We went way over to the side, bypassed everyone, showed our boarding passes and passports to
some TSA guy and bing, bang, boom -- we went thought the metal detectors and X-ray stations in
short order. From the ticket counter to ready now to go to the gates was maybe 10 minutes. She
stood with us the whole way and after we got our shoes back on, etc., and started to leave for the
gate, I tipped her another $10.
At first she refused but I told her she had earned every dime of it. She finally took it and said it
goes into her daughter’s college fund (was just starting Veterinary School). She MADE our day --
believe me. Thirty minutes later we were onboard our plane and settled in for our flight home.
It was great coming home to see our girls – Trixie and Alice. They about ate us up Friday night --
one or both of them walked all over both of us all night long -- making sure we really were home and
that all was finally back to normal. The lady that cleans our house came by two times a day to look
after them and the girls know her well and that really helped them out a lot.

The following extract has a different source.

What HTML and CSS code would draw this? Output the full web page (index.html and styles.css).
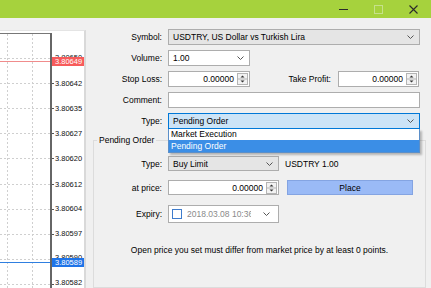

What else can I say? The cruise was long, hot, exciting, relaxing, tense a few times, but all in all, it
was a wonderful cruise.
The let down -- reality is a lot different from a pampered existence on a great cruise ship for 14
days. In just four hours, we left a great cruise ship, 86 degree weather and landed in Atlanta where
it was -5 degrees with wind chill factor and they couldn't find my car in the Park'n Fly Lot --
But, life goes on and we both are richer for all that we witnessed and enjoyed.